23. The application under consideration filed on 31.01.2017; 13 years after the Trial Court has passed the preliminary decree is an abuse of process since in the facts of this case the Defendants Nos.[2] to 4 was duly represented first by late Rajender Singh Yadav (father) and thereafter by Respondent No.2 (mother).
24. Accordingly, this Court finds no merit in the challenge to the impugned order dated 04.09.2018. The said order is correct in fact and in law. Therefore, the Petition is dismissed and interim orders stand vacated.
25. At this stage, learned counsel for the Plaintiff states that though the preliminary decree was passed in favour of the Plaintiff on 14.05.2004, the proceedings before the Court have remained pending due to the dilatory tactics adopted by Defendant nos. 2 to 4.
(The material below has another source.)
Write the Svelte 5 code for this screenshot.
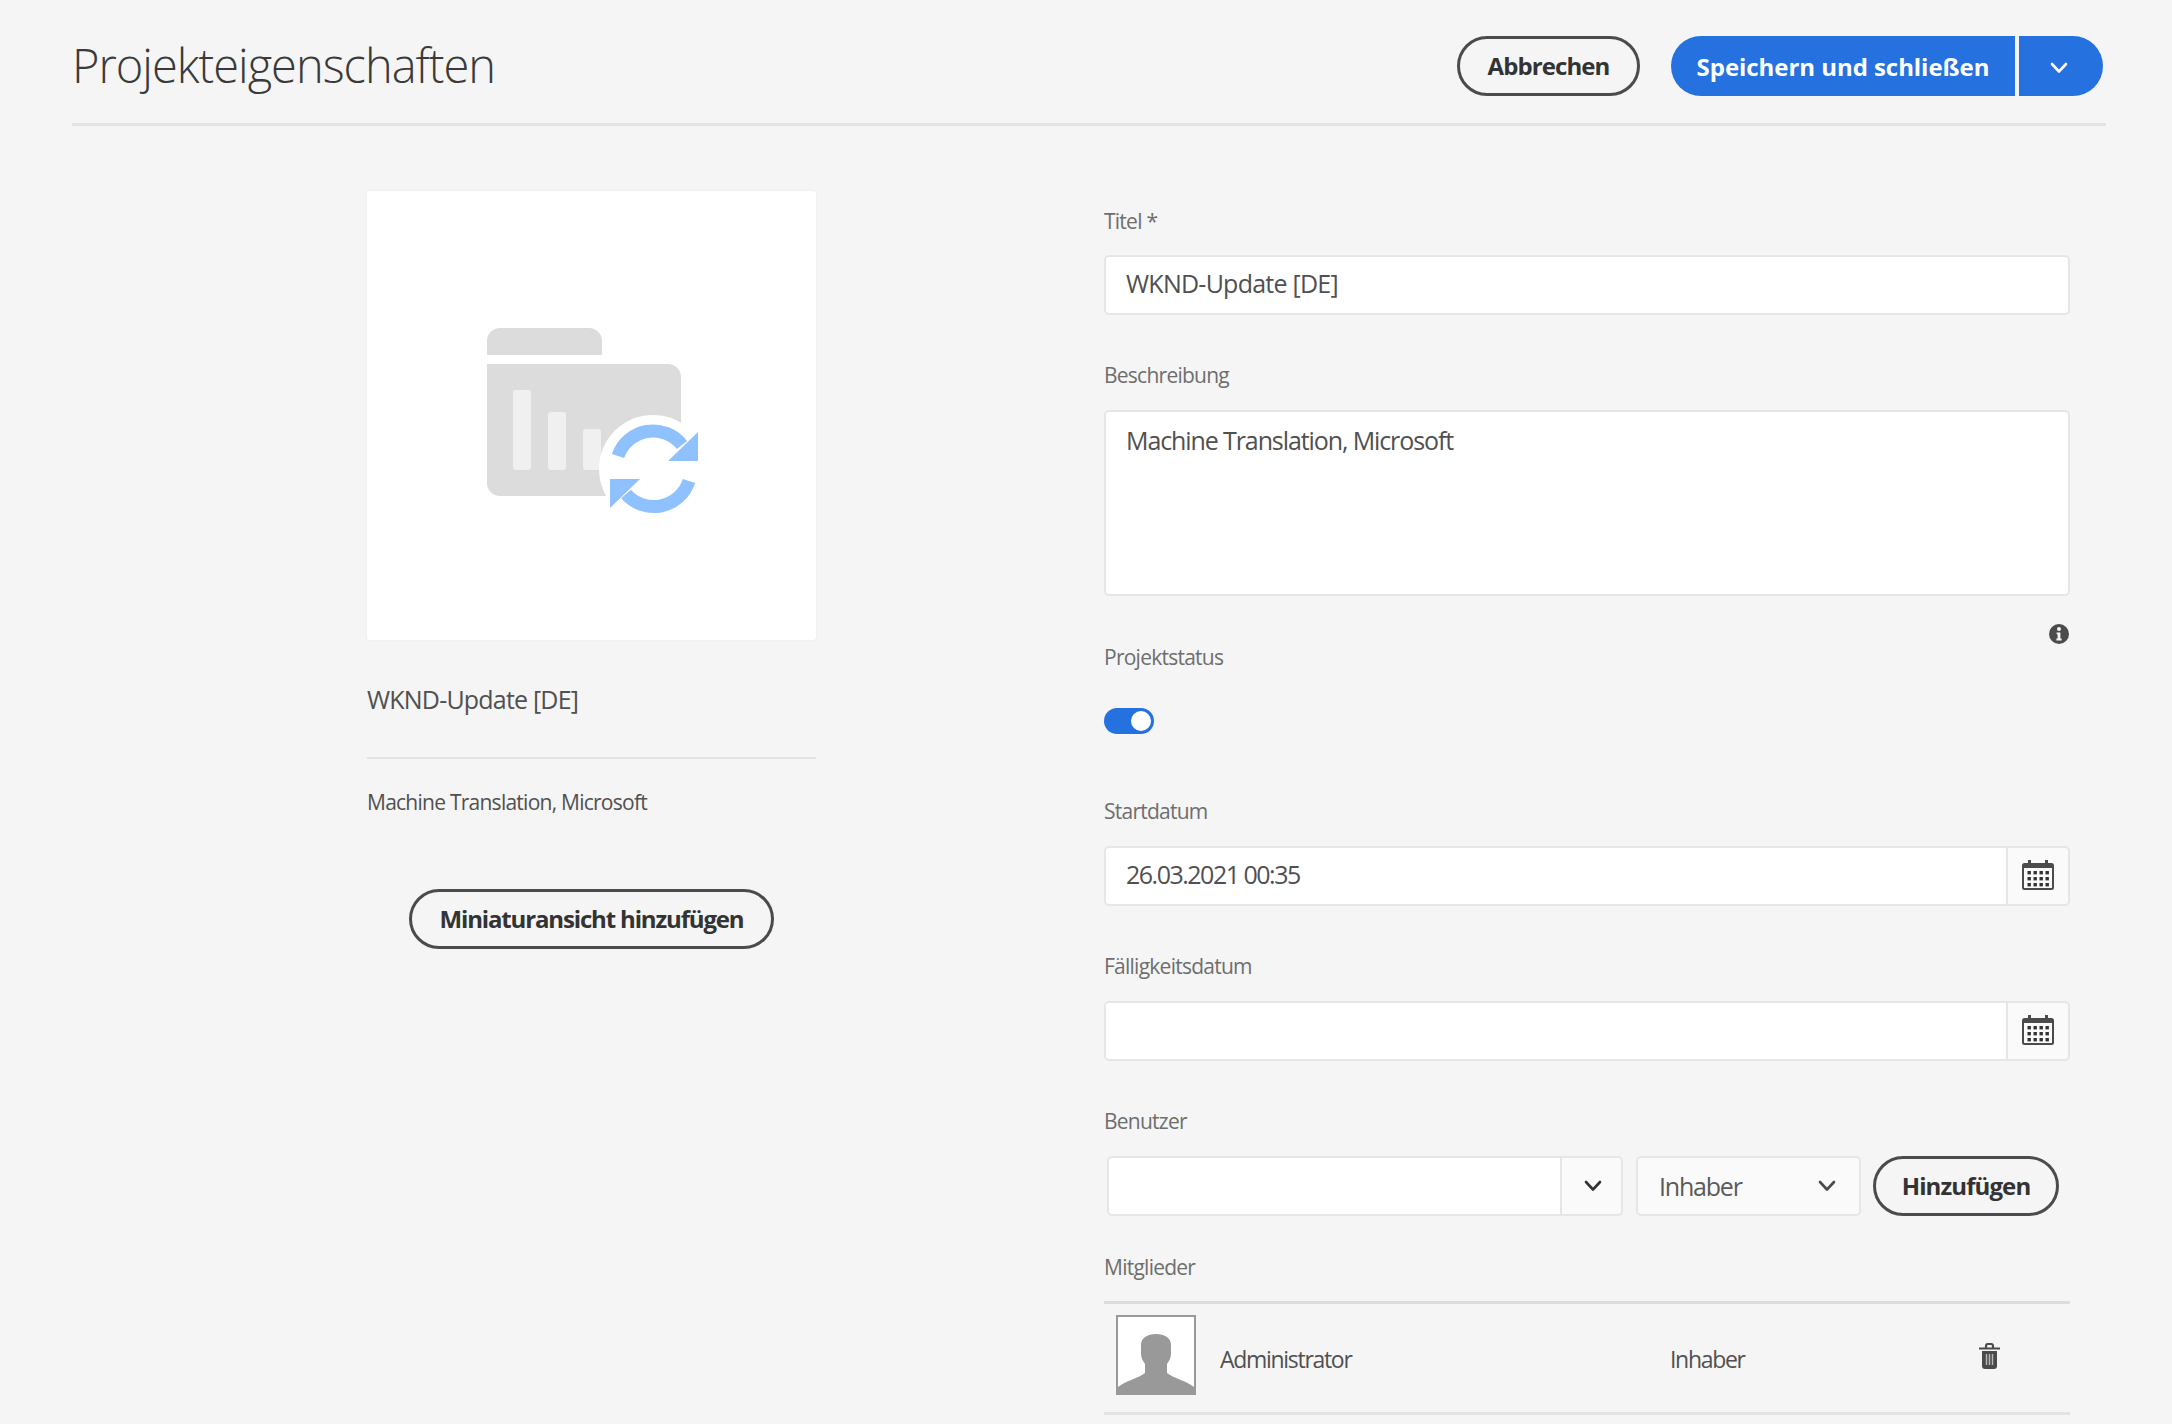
<script>
	let title = 'WKND-Update [DE]';
	let description = 'Machine Translation, Microsoft';
	let startDate = '26.03.2021 00:35';
</script>

{#snippet calendar()}
	<svg class="cal" viewBox="0 0 32 30" aria-hidden="true">
		<rect x="1" y="4" width="30" height="25" rx="1.5" fill="none" stroke="#4b4b4b" stroke-width="2" />
		<rect x="6" y="0" width="3" height="7" fill="#4b4b4b" />
		<rect x="23" y="0" width="3" height="7" fill="#4b4b4b" />
		<rect x="1" y="5" width="30" height="3" fill="#4b4b4b" />
		{#each [11, 17, 23] as y}
			{#each [6, 12, 18, 24] as x}
				<rect x={x - 0.5} {y} width="3.4" height="3.4" fill="#333" />
			{/each}
		{/each}
	</svg>
{/snippet}

{#snippet chevron(color)}
	<svg class="chev" viewBox="0 0 18 12" aria-hidden="true">
		<path d="M2 2l7 7.5L16 2" fill="none" stroke={color} stroke-width="2.6" stroke-linecap="round" stroke-linejoin="round" />
	</svg>
{/snippet}

<div class="page">
	<header class="top">
		<h1>Projekteigenschaften</h1>
		<div class="actions">
			<button class="btn outline cancel">Abbrechen</button>
			<div class="split">
				<button class="btn primary save">Speichern und schließen</button>
				<button class="btn primary more" aria-label="Mehr">{@render chevron('#fff')}</button>
			</div>
		</div>
	</header>

	<main class="columns">
		<section class="preview">
			<div class="thumb">
				<svg viewBox="367 190 449 449" aria-hidden="true">
					<path d="M487 354v-14a13 13 0 0 1 13-13h89a13 13 0 0 1 13 13v14z" fill="#dcdcdc" />
					<path d="M487 363h181a13 13 0 0 1 13 13v106a13 13 0 0 1-13 13H500a13 13 0 0 1-13-13z" fill="#dcdcdc" />
					<rect x="513" y="389" width="18" height="80" rx="3" fill="#f0f0f0" />
					<rect x="548" y="411" width="18" height="58" rx="3" fill="#f0f0f0" />
					<rect x="583" y="428" width="18" height="41" rx="3" fill="#f0f0f0" />
					<circle cx="653" cy="468" r="54" fill="#fff" />
					<path d="M618 455a37 37 0 0 1 64-11" fill="none" stroke="#90c1ff" stroke-width="13" />
					<path d="M698 431v29h-30z" fill="#90c1ff" />
					<path d="M689 480a37 37 0 0 1-63 13" fill="none" stroke="#90c1ff" stroke-width="13" />
					<path d="M610 478h30l-30 29z" fill="#90c1ff" />
				</svg>
			</div>
			<p class="thumb-title">{title}</p>
			<hr />
			<p class="thumb-desc">{description}</p>
			<div class="thumb-action">
				<button class="btn outline add-thumb">Miniaturansicht hinzufügen</button>
			</div>
		</section>

		<form class="form">
			<label class="lbl first" for="title">Titel *</label>
			<input id="title" class="field" value={title} />

			<label class="lbl sp" for="desc">Beschreibung</label>
			<textarea id="desc" class="field area" value={description}></textarea>

			<div class="info-row">
				<svg viewBox="0 0 20 20" aria-hidden="true">
					<circle cx="10" cy="10" r="10" fill="#4b4b4b" />
					<circle cx="10" cy="5" r="2" fill="#f5f5f5" />
					<path d="M7.6 8.4h3.8v6.2h1.2v1.8H7.4v-1.8h1.2v-4.4h-1z" fill="#f5f5f5" />
				</svg>
			</div>
			<span class="lbl status">Projektstatus</span>
			<div class="toggle"><span></span></div>

			<label class="lbl start" for="start">Startdatum</label>
			<div class="group">
				<input id="start" class="field date" value={startDate} />
				<button type="button" class="addon" aria-label="Kalender">{@render calendar()}</button>
			</div>

			<label class="lbl sp" for="due">Fälligkeitsdatum</label>
			<div class="group">
				<input id="due" class="field" />
				<button type="button" class="addon" aria-label="Kalender">{@render calendar()}</button>
			</div>

			<label class="lbl sp" for="user">Benutzer</label>
			<div class="user-row">
				<div class="group combo">
					<input id="user" class="field" />
					<button type="button" class="addon narrow" aria-label="Benutzer öffnen">{@render chevron('#333')}</button>
				</div>
				<div class="select">
					<span>Inhaber</span>
					{@render chevron('#4b4b4b')}
				</div>
				<button type="button" class="btn outline add-user">Hinzufügen</button>
			</div>

			<span class="lbl members">Mitglieder</span>
			<div class="member">
				<div class="avatar">
					<svg viewBox="0 0 76 76" aria-hidden="true">
						<path d="M38 17c-9 0-15 4-15 11v9c0 4 2 7 4 10v9c-6 5-20 8-27 14v6h76v-6c-7-6-21-9-27-14v-9c2-3 4-6 4-10v-9c0-7-6-11-15-11z" fill="#999" />
					</svg>
				</div>
				<span class="name">Administrator</span>
				<span class="role">Inhaber</span>
				<svg class="trash" viewBox="0 0 21 26" aria-hidden="true">
					<path d="M0 5.5h21M7 5V3a2 2 0 0 1 2-2h3a2 2 0 0 1 2 2v2" fill="none" stroke="#4b4b4b" stroke-width="2.2" />
					<path d="M3 8h15v15a3 3 0 0 1-3 3H6a3 3 0 0 1-3-3z" fill="#4b4b4b" />
					<path d="M7.5 11v11M10.5 11v11M13.5 11v11" stroke="#b9b9b9" stroke-width="1.4" />
				</svg>
			</div>
		</form>
	</main>
</div>

<style>
	:global(body) {
		background: #f5f5f5;
		font-family: 'Open Sans', sans-serif;
		color: #505050;
	}

	.page {
		width: 2172px;
		height: 1424px;
		overflow: hidden;
		box-sizing: border-box;
		padding: 36px 66px 0 72px;
	}

	.top {
		display: flex;
		justify-content: space-between;
		align-items: flex-start;
		height: 87px;
		border-bottom: 3px solid #e3e3e3;
	}

	h1 {
		margin: 0;
		font-family: 'Open Sans', sans-serif;
		font-weight: 300;
		font-size: 47px;
		line-height: 58px;
		letter-spacing: -1px;
		color: #3a3a3a;
	}

	.actions {
		display: flex;
		gap: 31px;
		padding-right: 3px;
	}

	.btn {
		height: 60px;
		box-sizing: border-box;
		border-radius: 30px;
		font-family: 'Open Sans', sans-serif;
		font-weight: 700;
		font-size: 24px;
		letter-spacing: -0.9px;
		padding: 0;
	}

	.outline {
		background: transparent;
		border: 3px solid #4b4b4b;
		color: #333;
		padding-bottom: 2px;
	}

	.cancel {
		width: 183px;
	}

	.split {
		display: flex;
		gap: 4px;
	}

	.primary {
		background: #2671e0;
		border: none;
		color: #fff;
	}

	.save {
		width: 344px;
		border-radius: 30px 0 0 30px;
		letter-spacing: -0.05px;
	}

	.more {
		width: 84px;
		border-radius: 0 30px 30px 0;
		padding-right: 4px;
		padding-bottom: 4px;
	}

	.chev {
		width: 18px;
		height: 12px;
	}

	.columns {
		display: grid;
		grid-template-columns: 449px 966px;
		column-gap: 288px;
		padding-left: 295px;
	}

	.thumb {
		width: 449px;
		height: 449px;
		margin-top: 65px;
		background: #fff;
		border-radius: 3px;
		box-shadow: 0 0 2px #e9e9e9;
	}

	.thumb svg {
		display: block;
		width: 449px;
		height: 449px;
	}

	.thumb-title {
		margin: 42px 0 0;
		font-size: 25px;
		line-height: 34px;
		letter-spacing: -0.8px;
	}

	hr {
		margin: 41px 0 0;
		border: none;
		border-top: 2px solid #e3e3e3;
	}

	.thumb-desc {
		margin: 30px 0 0;
		font-size: 21px;
		line-height: 26px;
		letter-spacing: -0.75px;
	}

	.thumb-action {
		display: flex;
		justify-content: center;
		margin-top: 74px;
	}

	.add-thumb {
		width: 365px;
		letter-spacing: -1.15px;
	}

	.form {
		padding-top: 80px;
	}

	.lbl {
		display: block;
		height: 30px;
		line-height: 30px;
		font-size: 21px;
		letter-spacing: -0.75px;
		color: #6e6e6e;
		margin-bottom: 20px;
	}

	.lbl.first {
		margin-bottom: 19px;
	}

	.lbl.sp {
		margin-top: 45px;
	}

	.field {
		display: block;
		width: 100%;
		height: 60px;
		box-sizing: border-box;
		padding: 0 20px 4px;
		background: #fff;
		border: 2px solid #e6e6e6;
		border-radius: 5px;
		outline: none;
		font-family: 'Open Sans', sans-serif;
		font-size: 25px;
		letter-spacing: -0.75px;
		color: #505050;
	}

	.area {
		height: 186px;
		padding-top: 11px;
		line-height: 34px;
		letter-spacing: -1.1px;
		resize: none;
		overflow: hidden;
	}

	.date {
		letter-spacing: -1.5px;
	}

	.info-row {
		display: flex;
		justify-content: flex-end;
		height: 20px;
		margin-top: 28px;
		padding-right: 1px;
	}

	.info-row svg {
		width: 20px;
		height: 20px;
	}

	.status {
		margin-top: -2px;
		margin-bottom: 36px;
	}

	.toggle {
		width: 50px;
		height: 26px;
		box-sizing: border-box;
		padding: 3px;
		display: flex;
		justify-content: flex-end;
		background: #2671e0;
		border-radius: 13px;
	}

	.toggle span {
		width: 20px;
		height: 20px;
		background: #fff;
		border-radius: 50%;
	}

	.start {
		margin-top: 62px;
	}

	.group {
		display: flex;
	}

	.group .field {
		flex: 1;
		min-width: 0;
		border-radius: 5px 0 0 5px;
	}

	.addon {
		width: 62px;
		height: 60px;
		flex: none;
		display: flex;
		align-items: center;
		justify-content: center;
		box-sizing: border-box;
		padding: 0 0 2px;
		background: #fafafa;
		border: 2px solid #e6e6e6;
		border-left: none;
		border-radius: 0 5px 5px 0;
	}

	.addon.narrow {
		width: 61px;
		padding: 0 0 0 2px;
	}

	.cal {
		width: 32px;
		height: 30px;
	}

	.user-row {
		display: flex;
		align-items: center;
		padding-left: 3px;
	}

	.combo {
		width: 516px;
	}

	.select {
		display: flex;
		align-items: center;
		justify-content: space-between;
		width: 225px;
		height: 60px;
		box-sizing: border-box;
		margin-left: 13px;
		padding: 0 23px 0 21px;
		background: #fafafa;
		border: 2px solid #e6e6e6;
		border-radius: 5px;
		font-size: 25px;
		letter-spacing: -1.2px;
		color: #5a5a5a;
	}

	.add-user {
		width: 186px;
		margin-left: 12px;
	}

	.members {
		margin-top: 36px;
		margin-bottom: 19px;
	}

	.member {
		display: flex;
		align-items: center;
		height: 108px;
		border-top: 3px solid #dcdcdc;
		border-bottom: 3px solid #e3e3e3;
	}

	.avatar {
		width: 80px;
		height: 80px;
		box-sizing: border-box;
		margin: 0 0 6px 12px;
		background: #fff;
		border: 2px solid #999;
	}

	.avatar svg {
		display: block;
		width: 76px;
		height: 76px;
	}

	.name,
	.role {
		font-size: 23px;
		letter-spacing: -1.3px;
		color: #505050;
		padding-top: 2px;
	}

	.name {
		width: 450px;
		margin-left: 24px;
	}

	.role {
		width: 309px;
	}

	.trash {
		width: 21px;
		height: 26px;
		margin-bottom: 4px;
	}
</style>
25.1. It is a matter of record that the civil suit was instituted on 22.03.2003 and has remined pending for 20 years. In the facts of this case, the Trial Court is requested to hear and decide the civil suit expeditiously.
25.2. Both the parties are directed to cooperate with the Trial Court in expeditious disposal of the suit and in case either party seeks an unnecessary adjournment, the Trial Court is requested to exercise its jurisdiction under Order XVII CPC.
26. Pending applications stand disposed of.